Monday, Jul. 30, 1934

Death of Dillinger

Blackie Gallagher was the most engaging screen gangster to come out of Hollywood since Little Caesar. Gay, ruthless. debonair, he rose from guttersnipe to big-shot with swashbuckling bravado, killing in cold blood all who opposed him. Finally the Law caught Blackie Gallagher, marched him to the electric chair.

To see Clark Gable as Blackie Gallagher in MGM's Manhattan Melodrama (TIME, May 14) many a cinemaddict one night last week went to the Biograph Theatre on Chicago's North Side. One of them was a slight, dark-haired, harmless-looking little man in shirtsleeves, wearing a white hat and gold-rimmed spectacles. As he walked up to the box office, a man sitting in a parked car at the curb gave a start. Chief Investigator Melvin Purvis of the Department of Justice in Chicago had, for the first time in a four-month manhunt, clapped eyes on Desperado John Dillinger.

He was not the John Dillinger of the newspictures. His sandy hair had been dyed black. He had grown a mustache.
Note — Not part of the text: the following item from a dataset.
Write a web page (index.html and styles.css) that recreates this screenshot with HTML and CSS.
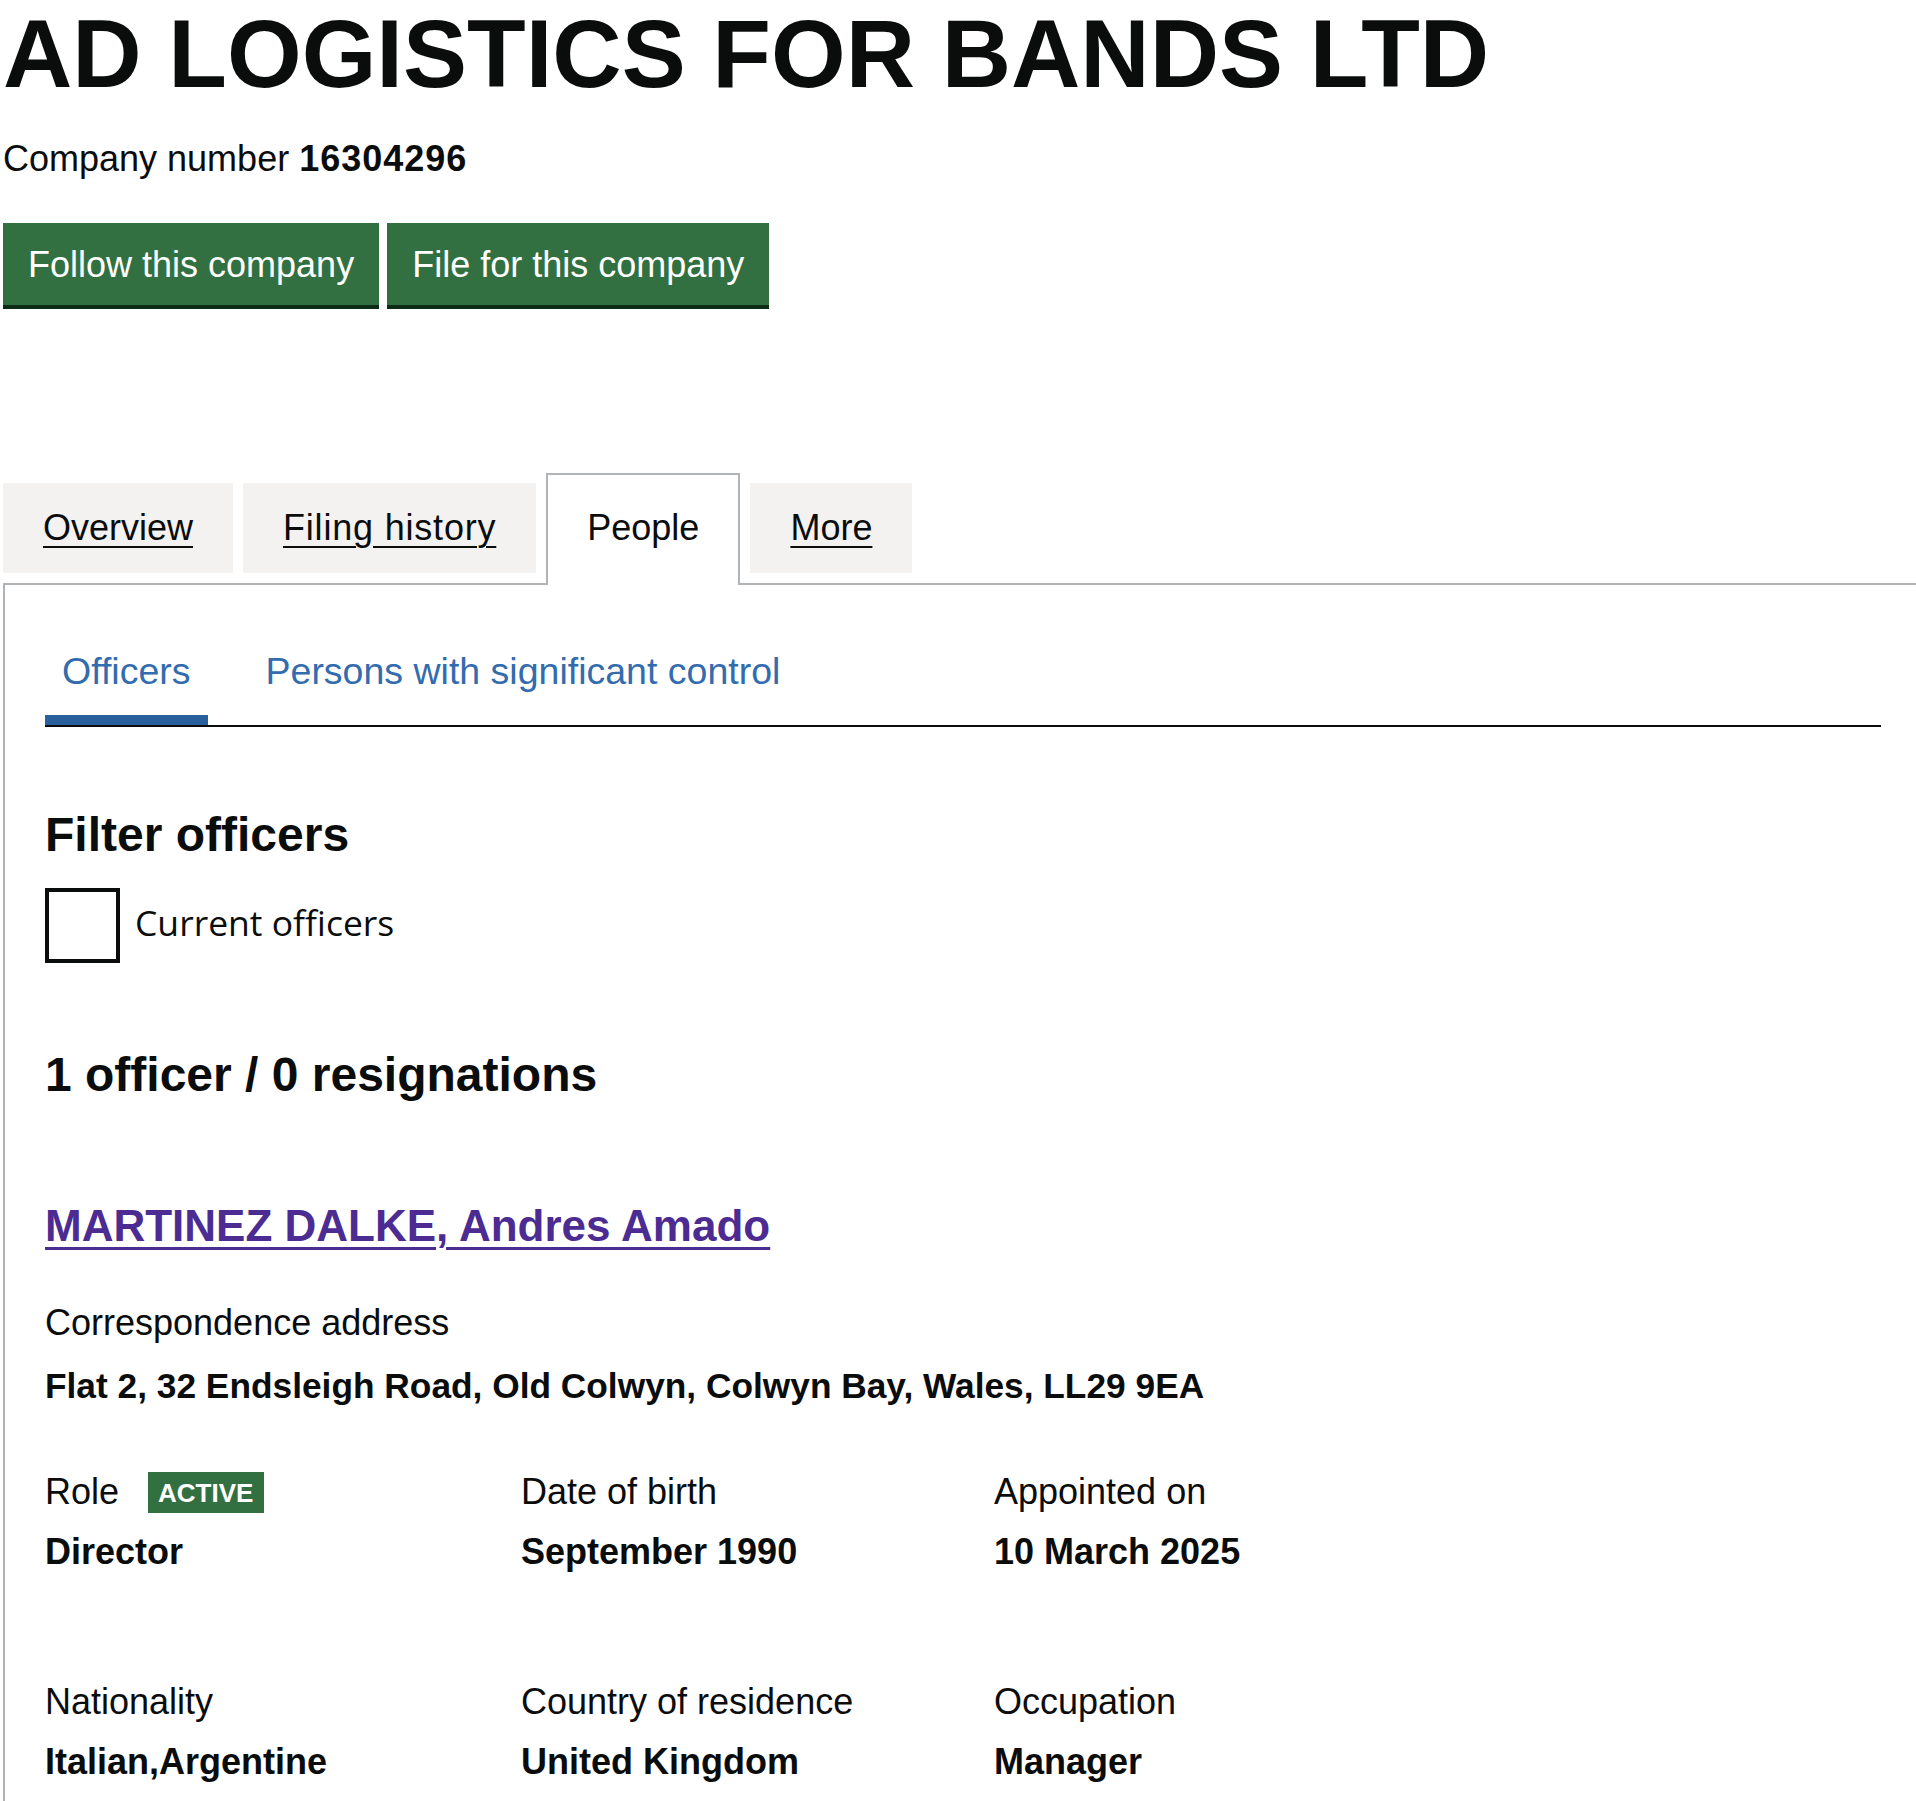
FILE: index.html
```html
<!DOCTYPE html>
<html lang="en">
<head>
<meta charset="utf-8">
<title>AD LOGISTICS FOR BANDS LTD - People</title>
<link rel="stylesheet" href="styles.css">
</head>
<body>
<main class="page">
  <h1 class="company-name">AD LOGISTICS FOR BANDS LTD</h1>
  <p class="company-number">Company number <strong>16304296</strong></p>
  <div class="actions">
    <a class="button" href="#">Follow this company</a>
    <a class="button" href="#">File for this company</a>
  </div>

  <div class="tabs">
    <ul class="tabs-list">
      <li class="tab"><a class="tab-link" href="#">Overview</a></li>
      <li class="tab"><a class="tab-link tab-wide" href="#">Filing history</a></li>
      <li class="tab tab-selected"><span class="tab-current">People</span></li>
      <li class="tab"><a class="tab-link" href="#">More</a></li>
    </ul>

    <div class="panel">
      <ul class="subnav">
        <li class="subnav-item subnav-active"><a class="subnav-link" href="#">Officers</a></li>
        <li class="subnav-item"><a class="subnav-link" href="#">Persons with significant control</a></li>
      </ul>

      <h2 class="heading filter-heading">Filter officers</h2>
      <label class="checkbox">
        <span class="checkbox-box"></span>
        <span class="checkbox-label">Current officers</span>
      </label>

      <h2 class="heading count-heading">1 officer / 0 resignations</h2>

      <div class="appointment">
        <h2 class="officer-name"><a class="officer-link" href="#">MARTINEZ DALKE, Andres Amado</a></h2>

        <dl class="address">
          <dt class="label">Correspondence address</dt>
          <dd class="value">Flat 2, 32 Endsleigh Road, Old Colwyn, Colwyn Bay, Wales, LL29 9EA</dd>
        </dl>

        <div class="details">
          <dl class="detail">
            <dt class="label label-role">Role <span class="badge">ACTIVE</span></dt>
            <dd class="value">Director</dd>
          </dl>
          <dl class="detail">
            <dt class="label">Date of birth</dt>
            <dd class="value">September 1990</dd>
          </dl>
          <dl class="detail">
            <dt class="label">Appointed on</dt>
            <dd class="value">10 March 2025</dd>
          </dl>
          <dl class="detail">
            <dt class="label">Nationality</dt>
            <dd class="value">Italian,Argentine</dd>
          </dl>
          <dl class="detail">
            <dt class="label">Country of residence</dt>
            <dd class="value">United Kingdom</dd>
          </dl>
          <dl class="detail">
            <dt class="label">Occupation</dt>
            <dd class="value">Manager</dd>
          </dl>
        </div>
      </div>
    </div>
  </div>
</main>
</body>
</html>
```

FILE: styles.css
```css
html {
  overflow: hidden;
  background: #ffffff;
}

body {
  margin: 0;
  font-family: "Liberation Sans", Arial, sans-serif;
  color: #0b0c0c;
  font-size: 36px;
  line-height: 50px;
}

.page {
  width: 1920px;
  margin-left: 3px;
  padding-top: 4px;
}

.company-name {
  margin: 0;
  font-size: 96px;
  line-height: 100px;
  font-weight: 700;
}

.company-number {
  margin: 30px 0 0;
}

.company-number strong {
  font-weight: 700;
  letter-spacing: 1px;
}

.actions {
  display: flex;
  gap: 8px;
  margin-top: 39px;
}

.button {
  display: inline-block;
  background: #327041;
  color: #ffffff;
  text-decoration: none;
  border: 4px solid transparent;
  padding: 16px 21px 14px;
  line-height: 44px;
  box-shadow: 0 4px 0 #0d2c17;
}

/* Tabs */
.tabs {
  margin-top: 168px;
}

.tabs-list {
  display: flex;
  align-items: flex-start;
  margin: 0;
  padding: 0;
  list-style: none;
  border-bottom: 2px solid #b1b4b6;
}

.tab {
  margin: 10px 10px 0 0;
  padding: 20px 40px;
  background: #f3f2f1;
}

.tab-link {
  color: #0b0c0c;
  text-decoration: underline;
  text-decoration-thickness: 2px;
  text-underline-offset: 6px;
}

.tab-wide {
  letter-spacing: 0.8px;
}

.tab-selected {
  margin-top: 0;
  margin-bottom: -2px;
  padding: 28px 39px 32px;
  background: #ffffff;
  border: 2px solid #b1b4b6;
  border-bottom: 0;
}

.panel {
  padding: 61px 40px 60px;
  border: 2px solid #b1b4b6;
  border-top: 0;
}

/* Secondary navigation */
.subnav {
  display: flex;
  margin: 0;
  padding: 0;
  list-style: none;
  border-bottom: 2px solid #0b0c0c;
}

.subnav-item {
  margin-right: 41px;
  border-bottom: 10px solid transparent;
}

.subnav-active {
  border-bottom-color: #2a5f9e;
}

.subnav-link {
  display: block;
  padding: 0 17px 19px;
  color: #336cae;
  font-size: 37.5px;
  text-decoration: none;
}

/* Headings */
.heading {
  margin: 0;
  font-size: 48px;
  line-height: 50px;
  font-weight: 700;
}

.filter-heading {
  margin-top: 83px;
}

.checkbox {
  display: flex;
  align-items: center;
  margin-top: 28px;
}

.checkbox-box {
  box-sizing: border-box;
  width: 75px;
  height: 75px;
  border: 4px solid #0b0c0c;
  background: #ffffff;
}

.checkbox-label {
  margin-left: 15px;
  margin-top: -8px;
  font-family: "Open Sans", "Noto Sans", sans-serif;
  font-size: 35.5px;
}

.count-heading {
  margin-top: 87px;
}

/* Appointment */
.appointment {
  margin-top: 101px;
}

.officer-name {
  margin: 0;
  font-size: 44px;
  line-height: 50px;
  font-weight: 700;
}

.officer-link {
  color: #4c2c92;
  text-decoration: underline;
  text-decoration-thickness: 3px;
  text-underline-offset: 6px;
}

.address {
  margin: 47px 0 0;
}

.label {
  display: block;
  margin: 0;
}

.value {
  margin: 0;
  font-weight: 700;
}

.address .value {
  margin-top: 13px;
  font-size: 35.3px;
}

.details {
  display: grid;
  grid-template-columns: 476px 473px 1fr;
  row-gap: 100px;
  margin-top: 56px;
}

.detail {
  margin: 0;
}

.detail .value {
  margin-top: 10px;
}

.label-role {
  display: flex;
  align-items: center;
}

.badge {
  display: inline-block;
  margin-left: 29px;
  padding: 6px 11px 5px 10px;
  background: #327041;
  color: #ffffff;
  font-size: 26px;
  line-height: 30px;
  font-weight: 700;
}
```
His eyebrows were plucked, his pug nose straightened, his face "lifted." But these disguises did not fool Investigator Purvis. Thanks to a woman's tip, Investigator Purvis and 15 Federal agents were ready for Desperado Dillinger when he strode jauntily out of the Biograph Theatre two hours later. At the sight of men closing in on him from nowhere Dillinger whirled, reached for his gun, darted for an alley. A volley of lead cut him down in his tracks, one bullet through the head, one near the heart. Down the street two women were shot by mistake.

They took all that was left of the most notorious killer and robber of 1934 to the Chicago morgue. There they laid his naked corpse out on a rubber slab and the Hearstpapers also laid him out in gruesome front-page newspictures.* In Washington Attorney General Cummings heaved a mighty sigh of relief.

At his Mooresville, Ind. farmhouse Dillinger's father took the news hard. Barefoot, clad in overalls, he stood in the doorway, tears streaming down his cheeks. "Is it really true?" he asked, bewildered, "Are you sure there is no mistake? I have prayed and prayed it would not happen. ... I can hardly talk. . . Johnny was not near as bad as he was painted. . . ."

*One edition of Hearst's Chicago American carried seven pictures of the corpse.